Tragically, the Federal Reserve has done…[it]…again – starving investors of safe returns, and promoting a reach for yield into increasingly elevated and speculative assets. Thinking about the crisis only from the perspective of housing, investors and policy-makers have allowed the same process to play out more broadly in the equity market. On a quantitative basis, the overvaluation of the equity market is greater percentage-wise, and greater dollar-wise, than the overvaluation of housing in 2006-2007. We fully expect that from present valuations, U.S. stocks will produce zero or negative returns on every horizon shorter than 7 years. There is no antidote or alchemy that will allow a buy-and-hold approach to squeeze water from this stone. There is no painless monetary fix that will shift the allocation of capital toward productive investment and away from distortive speculation. Instead, one must wait for the rain. Impatient, crowd-following investors are all too willing to wastefully scatter seeds onto this parched desert, thinking that this is their only chance to sow. To wait patiently in the expectation of fertile soil and rain is not an act of pessimism, but an act of optimism and informed experience.” – John Hussman, Phd, 10 March 2014, Weekly Market Comment, Hussman Funds at…

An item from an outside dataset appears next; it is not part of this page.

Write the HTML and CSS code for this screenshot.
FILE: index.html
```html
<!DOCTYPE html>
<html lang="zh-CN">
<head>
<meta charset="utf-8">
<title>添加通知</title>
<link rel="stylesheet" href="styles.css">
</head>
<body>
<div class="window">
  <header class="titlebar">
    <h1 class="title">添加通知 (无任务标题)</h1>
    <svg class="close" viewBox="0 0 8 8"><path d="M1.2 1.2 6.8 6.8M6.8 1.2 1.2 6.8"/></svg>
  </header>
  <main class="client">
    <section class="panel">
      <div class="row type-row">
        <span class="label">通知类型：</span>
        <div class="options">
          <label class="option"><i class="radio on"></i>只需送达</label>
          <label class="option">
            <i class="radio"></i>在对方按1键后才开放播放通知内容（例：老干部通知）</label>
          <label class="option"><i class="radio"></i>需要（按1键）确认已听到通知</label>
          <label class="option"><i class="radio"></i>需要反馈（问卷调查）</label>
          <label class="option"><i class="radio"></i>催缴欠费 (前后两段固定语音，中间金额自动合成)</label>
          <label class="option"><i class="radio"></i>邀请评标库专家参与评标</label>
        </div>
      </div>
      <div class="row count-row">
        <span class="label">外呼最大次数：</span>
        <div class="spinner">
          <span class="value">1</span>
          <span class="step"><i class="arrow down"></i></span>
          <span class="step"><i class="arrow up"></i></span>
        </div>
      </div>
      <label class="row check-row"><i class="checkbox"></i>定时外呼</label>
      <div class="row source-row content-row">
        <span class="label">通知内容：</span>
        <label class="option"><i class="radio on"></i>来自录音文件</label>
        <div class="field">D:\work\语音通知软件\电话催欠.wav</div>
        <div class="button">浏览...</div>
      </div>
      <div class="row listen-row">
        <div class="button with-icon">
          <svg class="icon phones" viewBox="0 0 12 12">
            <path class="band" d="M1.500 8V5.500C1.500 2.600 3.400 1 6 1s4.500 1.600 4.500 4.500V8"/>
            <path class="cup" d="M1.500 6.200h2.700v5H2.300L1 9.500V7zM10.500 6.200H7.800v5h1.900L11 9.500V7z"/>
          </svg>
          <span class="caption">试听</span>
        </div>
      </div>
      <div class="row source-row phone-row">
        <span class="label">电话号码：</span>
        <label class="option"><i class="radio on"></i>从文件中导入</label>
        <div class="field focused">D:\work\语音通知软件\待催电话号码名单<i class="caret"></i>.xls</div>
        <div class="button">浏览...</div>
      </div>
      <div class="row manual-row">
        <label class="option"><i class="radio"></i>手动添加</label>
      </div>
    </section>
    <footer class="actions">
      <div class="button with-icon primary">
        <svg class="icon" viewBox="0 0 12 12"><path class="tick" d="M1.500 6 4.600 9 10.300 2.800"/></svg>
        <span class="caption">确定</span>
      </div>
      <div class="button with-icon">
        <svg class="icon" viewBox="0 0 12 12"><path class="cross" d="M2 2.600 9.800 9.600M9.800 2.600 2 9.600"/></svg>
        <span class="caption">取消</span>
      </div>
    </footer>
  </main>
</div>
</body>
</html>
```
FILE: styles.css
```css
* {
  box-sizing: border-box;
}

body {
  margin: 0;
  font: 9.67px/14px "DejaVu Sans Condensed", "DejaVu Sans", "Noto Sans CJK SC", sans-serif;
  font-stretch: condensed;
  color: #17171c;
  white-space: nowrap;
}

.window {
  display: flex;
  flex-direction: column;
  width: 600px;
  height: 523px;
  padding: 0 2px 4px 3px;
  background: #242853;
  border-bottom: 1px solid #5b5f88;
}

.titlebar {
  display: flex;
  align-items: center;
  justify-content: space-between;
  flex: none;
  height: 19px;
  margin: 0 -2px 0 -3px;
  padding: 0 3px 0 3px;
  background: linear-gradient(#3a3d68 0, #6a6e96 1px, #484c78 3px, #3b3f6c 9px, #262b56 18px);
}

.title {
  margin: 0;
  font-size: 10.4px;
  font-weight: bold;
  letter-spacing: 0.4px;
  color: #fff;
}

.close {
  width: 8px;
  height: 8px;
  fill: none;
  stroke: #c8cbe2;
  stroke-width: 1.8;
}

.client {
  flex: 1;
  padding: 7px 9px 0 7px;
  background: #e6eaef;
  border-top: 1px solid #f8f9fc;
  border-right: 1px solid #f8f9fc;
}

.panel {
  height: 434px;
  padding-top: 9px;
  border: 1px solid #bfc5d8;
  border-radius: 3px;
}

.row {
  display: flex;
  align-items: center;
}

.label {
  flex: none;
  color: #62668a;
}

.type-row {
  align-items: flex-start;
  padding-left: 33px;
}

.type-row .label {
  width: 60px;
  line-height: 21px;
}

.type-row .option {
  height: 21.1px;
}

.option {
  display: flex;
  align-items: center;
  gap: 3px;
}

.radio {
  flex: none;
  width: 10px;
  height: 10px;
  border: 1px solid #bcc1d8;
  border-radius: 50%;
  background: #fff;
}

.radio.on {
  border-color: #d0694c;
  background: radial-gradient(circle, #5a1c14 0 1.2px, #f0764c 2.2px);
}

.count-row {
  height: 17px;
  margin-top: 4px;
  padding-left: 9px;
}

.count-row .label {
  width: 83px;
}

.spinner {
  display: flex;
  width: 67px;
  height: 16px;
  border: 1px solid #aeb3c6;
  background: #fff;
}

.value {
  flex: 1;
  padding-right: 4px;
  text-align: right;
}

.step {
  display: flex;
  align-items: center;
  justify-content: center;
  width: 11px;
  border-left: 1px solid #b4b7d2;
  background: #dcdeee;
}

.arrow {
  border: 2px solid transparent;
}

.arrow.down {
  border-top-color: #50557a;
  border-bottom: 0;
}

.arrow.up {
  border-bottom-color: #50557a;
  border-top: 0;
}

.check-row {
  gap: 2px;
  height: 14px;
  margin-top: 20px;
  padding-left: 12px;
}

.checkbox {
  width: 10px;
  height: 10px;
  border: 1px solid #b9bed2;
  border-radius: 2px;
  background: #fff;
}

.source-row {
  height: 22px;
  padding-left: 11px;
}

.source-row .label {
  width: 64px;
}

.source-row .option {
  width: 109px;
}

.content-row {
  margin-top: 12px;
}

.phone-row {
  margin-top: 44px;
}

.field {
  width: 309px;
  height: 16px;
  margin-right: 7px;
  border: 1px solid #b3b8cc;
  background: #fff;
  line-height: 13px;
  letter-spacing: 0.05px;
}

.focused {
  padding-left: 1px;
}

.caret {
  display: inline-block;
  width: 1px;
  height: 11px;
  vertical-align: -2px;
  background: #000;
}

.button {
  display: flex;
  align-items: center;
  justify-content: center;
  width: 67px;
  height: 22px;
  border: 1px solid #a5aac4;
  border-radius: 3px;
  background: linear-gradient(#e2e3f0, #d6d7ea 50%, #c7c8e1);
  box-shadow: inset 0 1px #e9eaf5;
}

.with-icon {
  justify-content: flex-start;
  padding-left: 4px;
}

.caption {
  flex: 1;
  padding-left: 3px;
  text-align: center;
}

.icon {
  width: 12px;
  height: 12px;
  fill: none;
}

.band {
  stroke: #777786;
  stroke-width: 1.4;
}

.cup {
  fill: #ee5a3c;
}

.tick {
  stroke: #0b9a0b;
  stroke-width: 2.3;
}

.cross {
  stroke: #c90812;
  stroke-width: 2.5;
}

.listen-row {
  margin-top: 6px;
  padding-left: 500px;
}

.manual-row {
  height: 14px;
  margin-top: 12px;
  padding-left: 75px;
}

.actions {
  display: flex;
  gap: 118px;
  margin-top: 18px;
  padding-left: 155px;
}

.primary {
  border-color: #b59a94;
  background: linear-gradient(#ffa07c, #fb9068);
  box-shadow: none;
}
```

http://www.hussmanfunds.com/wmc/wmc140310.htm
MAXIMUM STOCK MARKET OPTIMISM (Michael Lombardi at Profit
Confidential)
“I believe we are getting close to the point of maximum
optimism. This happens when no matter whether the news is bad or ugly it's just
taken as good news and investors rush to buy stocks and stock advisors call for
even higher stock prices as the real economic situation is ignored. This is
very typical of a bear market as it sucks more investors in, taking any news as
a reason to buy stocks. Eventually, the bear just takes the investor's money.

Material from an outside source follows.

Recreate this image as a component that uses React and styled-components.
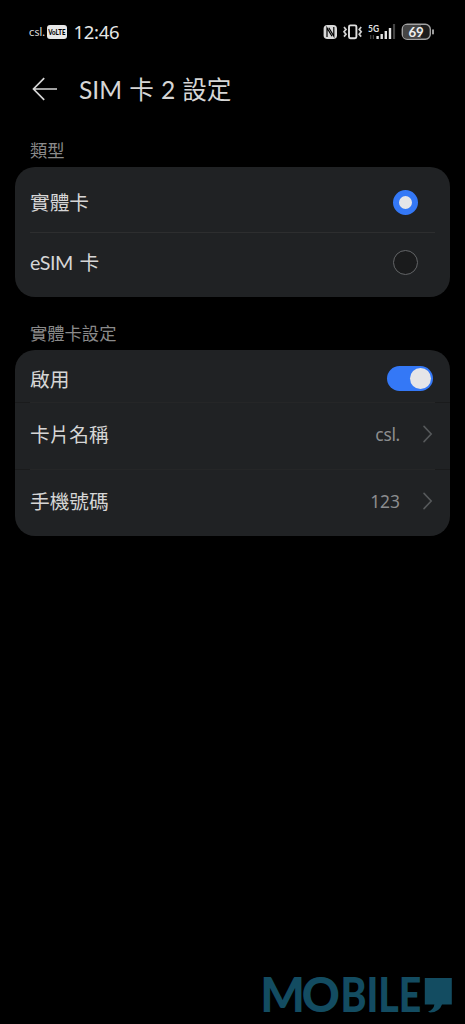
import React from 'react';
import styled, { createGlobalStyle } from 'styled-components';

const App = () => {
    return (
        <Screen>
            <GlobalStyle />
            <StatusBar>
                <Carrier>csl.</Carrier>
                <VolteBadge />
                <Clock>12:46</Clock>
                <StatusIcons />
            </StatusBar>
            <Header>
                <BackIcon />
                <Title><Latin $gap="0">SIM</Latin> 卡 <Latin>2</Latin> 設定</Title>
            </Header>
            <SectionLabel $height="53px">類型</SectionLabel>
            <Card>
                <Row $height="65px" $pad="5px 17px 0 15px">
                    <Label>實體卡</Label>
                    <Radio $checked />
                </Row>
                <Divider $color="#2d2e2f" />
                <Row $height="64px" $pad="0 17px 6px 15px">
                    <Label><Latin $gap="-0.4px">eSIM</Latin> 卡</Label>
                    <Radio />
                </Row>
            </Card>
            <SectionLabel $height="53px">實體卡設定</SectionLabel>
            <Card>
                <Row $height="52px" $pad="5px 17px 0 15px">
                    <Label>啟用</Label>
                    <Switch><Knob /></Switch>
                </Row>
                <Divider $color="#252627" $edge="#1a1b1c" />
                <Row $height="66px" $pad="0 17px 5px 15px">
                    <Label>卡片名稱</Label>
                    <Value $gap="-0.3px">csl.</Value>
                    <Chevron />
                </Row>
                <Divider $color="#252627" $edge="#1a1b1c" />
                <Row $height="66px" $pad="0 17px 5px 15px">
                    <Label>手機號碼</Label>
                    <Value>123</Value>
                    <Chevron />
                </Row>
            </Card>
            <Footer>
                <Logo />
            </Footer>
        </Screen>
    );
};

const VolteBadge = () => (
    <Volte width="20" height="14" viewBox="0 0 20 14">
        <rect width="20" height="14" rx="3" fill="#e8e8e8" />
        <text x="1.3" y="9.8" fontSize="7.4" fontWeight="900" textLength="17.2" lengthAdjust="spacingAndGlyphs">VoLTE</text>
    </Volte>
);

const StatusIcons = () => (
    <Icons width="114" height="22" viewBox="321 21 114 22">
        {/* nfc */}
        <rect x="323.6" y="25" width="13.4" height="14" rx="3.8" fill="#d9d9d9" />
        <path d="M327 37V28L332 36.2M328.8 27.8L333.8 36V27" fill="none" stroke="#000" strokeWidth="1.2" />
        {/* vibrate */}
        <rect x="349" y="25.4" width="7.4" height="12.8" rx="1.4" fill="none" stroke="#dedede" strokeWidth="1.9" />
        <path d="M344 27L346 29.4L344 31.8L346 34.2L344 36.6M361.2 27L359.2 29.4L361.2 31.8L359.2 34.2L361.2 36.6" fill="none" stroke="#d0d0d0" strokeWidth="1.7" />
        {/* signal */}
        <text x="368" y="31.6" fontSize="9.5" fontWeight="700" textLength="11" lengthAdjust="spacingAndGlyphs" fill="#e4e4e4">5G</text>
        <path d="M370.7 35V39M373.4 35V39" stroke="#444" strokeWidth="1.2" />
        <path d="M377.6 36V39M381.7 34V39M385.8 31V39M390 28V39" stroke="#e4e4e4" strokeWidth="2.4" />
        <path d="M394 24V39" stroke="#444" strokeWidth="2.2" />
        {/* battery */}
        <rect x="402.3" y="24.3" width="28" height="15" rx="5" fill="#1c1c1c" stroke="#a2a2a2" strokeWidth="1.4" />
        <path d="M406 25H421V38.6H406Q403 38.6 403 35V29Q403 25 406 25Z" fill="#454545" />
        <path d="M433 30V33.8" stroke="#c4c4c4" strokeWidth="1.6" strokeLinecap="round" />
        <text x="408.4" y="36.7" fontSize="13.5" fontWeight="700" textLength="15.4" lengthAdjust="spacingAndGlyphs" fill="#f0f0f0">69</text>
    </Icons>
);

const BackIcon = () => (
    <svg width="26" height="24" viewBox="0 0 26 24" fill="none" stroke="#d6d6d6" strokeWidth="1.7">
        <path d="M1.5 12H25M12.2 1.2L1.5 12L12.2 22.8" />
    </svg>
);

const Chevron = () => (
    <ChevronSvg width="11" height="18" viewBox="0 0 11 18" fill="none" stroke="#55585a" strokeWidth="1.6">
        <path d="M2 1.4L9.2 9L2 16.6" strokeLinecap="round" />
    </ChevronSvg>
);

const Logo = () => (
    <svg width="196" height="60" viewBox="257 964 196 60" fill="#134c61">
        <LogoText y="1012">
            <tspan x="260.3 301.8">MO</tspan>
        </LogoText>
        <LogoText x="340.4" y="1012" textLength="81" lengthAdjust="spacingAndGlyphs">BILE</LogoText>
        <path d="M424.8 978H451.8V1004.4H442Q439.5 1011.8 430 1012.6L428 1011.6Q433.8 1009.5 434.4 1004.4H424.8Z" />
    </svg>
);

const GlobalStyle = createGlobalStyle`
    *{
        box-sizing: border-box;
    }
    body{
        margin: 0;
        background: #000;
    }
    svg{
        display: block;
        flex: none;
    }
`;

const Screen = styled.div`
    display: flex;
    flex-direction: column;
    width: 465px;
    height: 1024px;
    overflow: hidden;
    background: #000;
    color: #d6d6d6;
    font-family: "Noto Sans CJK TC", sans-serif;
`;

const StatusBar = styled.div`
    display: flex;
    align-items: center;
    height: 64px;
    padding: 0 30px 0 29px;
    font-family: Lato, sans-serif;
`;

const Carrier = styled.span`
    width: 18px;
    font-size: 11.5px;
    line-height: 16px;
    color: #d8d8d8;
`;

const Volte = styled.svg`
    font-family: Lato, sans-serif;
`;

const Clock = styled.span`
    margin-left: 6.5px;
    font-family: "Noto Sans", sans-serif;
    font-size: 18.5px;
    line-height: 24px;
    letter-spacing: -0.3px;
    color: #e6e6e6;
`;

const Icons = styled.svg`
    margin-left: auto;
    font-family: Lato, sans-serif;
`;

const Header = styled.header`
    display: flex;
    align-items: center;
    gap: 21px;
    height: 50px;
    padding-left: 32px;
`;

const Title = styled.h1`
    margin: 0;
    font-size: 24.6px;
    font-weight: 400;
    line-height: 36px;
    word-spacing: 1.6px;
    white-space: nowrap;
`;

const Latin = styled.span`
    font-family: Lato, sans-serif;
    letter-spacing: ${({ $gap }) => $gap || '0'};
`;

const SectionLabel = styled.h2`
    display: flex;
    align-items: flex-end;
    height: ${({ $height }) => $height};
    margin: 0;
    padding: 0 0 5px 30px;
    color: #8a8a8a;
    font-size: 17.3px;
    font-weight: 400;
    line-height: 24px;
`;

const Card = styled.section`
    margin: 0 15px;
    border-radius: 20px;
    background: #202224;
    overflow: hidden;
`;

const Row = styled.div`
    display: flex;
    align-items: center;
    height: ${({ $height }) => $height};
    padding: ${({ $pad }) => $pad};
`;

const Label = styled.span`
    flex: 1;
    font-size: 19.7px;
    line-height: 28px;
    word-spacing: 2px;
`;

const Radio = styled.span`
    width: 25px;
    height: 25px;
    margin-right: 15px;
    border: ${({ $checked }) => ($checked ? '6px solid #3478f6' : '1.4px solid #636567')};
    border-radius: 50%;
    background: ${({ $checked }) => ($checked ? '#e5e5e8' : '#1a1b1c')};
`;

const Divider = styled.div`
    height: 1px;
    padding: 0 15px;
    background: ${({ $edge }) => $edge || 'transparent'};

    &::before{
        content: "";
        display: block;
        height: 1px;
        background: ${({ $color }) => $color};
    }
`;

const Switch = styled.span`
    display: flex;
    align-items: center;
    justify-content: flex-end;
    width: 46px;
    height: 25px;
    padding-right: 2px;
    border-radius: 13px;
    background: #3478f6;
`;

const Knob = styled.span`
    width: 21px;
    height: 21px;
    border-radius: 50%;
    background: #e5e5e8;
`;

const Value = styled.span`
    color: #8c8d8f;
    font-family: "Noto Sans", sans-serif;
    font-size: 17.4px;
    line-height: 26px;
    letter-spacing: ${({ $gap }) => $gap || '0'};
`;

const ChevronSvg = styled.svg`
    margin-left: 22px;
`;

const Footer = styled.footer`
    display: flex;
    justify-content: flex-end;
    margin-top: auto;
    padding-right: 12px;
`;

const LogoText = styled.text`
    font-family: Lato, sans-serif;
    font-size: 47px;
    font-weight: 900;
`;

export default App;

Be very careful, dear investor.”
Commentary at…http://www.profitconfidential.com/economic-analysis/reaching-point-maximum-optimism/
MARKET REPORT
Tuesday, the S&P 500 fell about 0.5% to 1868 (rounded). VIX rose about 4% to 14.80
The yield on the 10-year Treasury Note fell slightly to 2.77%.
MARKET INTERNALS (NYSE DATA)
The 10-day moving average of stocks advancing dropped
again to 53% at the close. (A number above
50% for the 10-day average is generally good news for the market.) New-highs outpaced new-lows Tuesday. The spread (new-highs minus new-lows was +74.
(It was +63 Monday). The 10-day moving
average of change in the spread was minus-3. In other words, over the last
10-days, on average, the spread has decreased by 3 each day. The 10-dMA of
up-volume continues to fall. Only 10-dMA
of breadth (%-advancing) is positive.
Breadth is always the slowest internal to react. The internals remain neutral on the market,
but are hinting at a downturn.
NTSM
The NTSM system remained HOLD today, Tuesday. The most
recent Buy signal was 28 Feb, although I’ve adjusted the Buy override (5-10-20
Timer + Market Internals). With the
adjustments included, the Buy would have been 13 Feb.
MY INVESTED POSITION
I am about 50% invested in stocks because I upped my
stock holdings by 10% on 12 Feb and another 10% on 28 Feb. That’s fully invested for me at least as far
as long term money goes. This is a
suitable stock allocation for a balanced portfolio for someone my age. Since bonds are yielding very little now, I
will consider adding more to stocks later if there is a buying opportunity.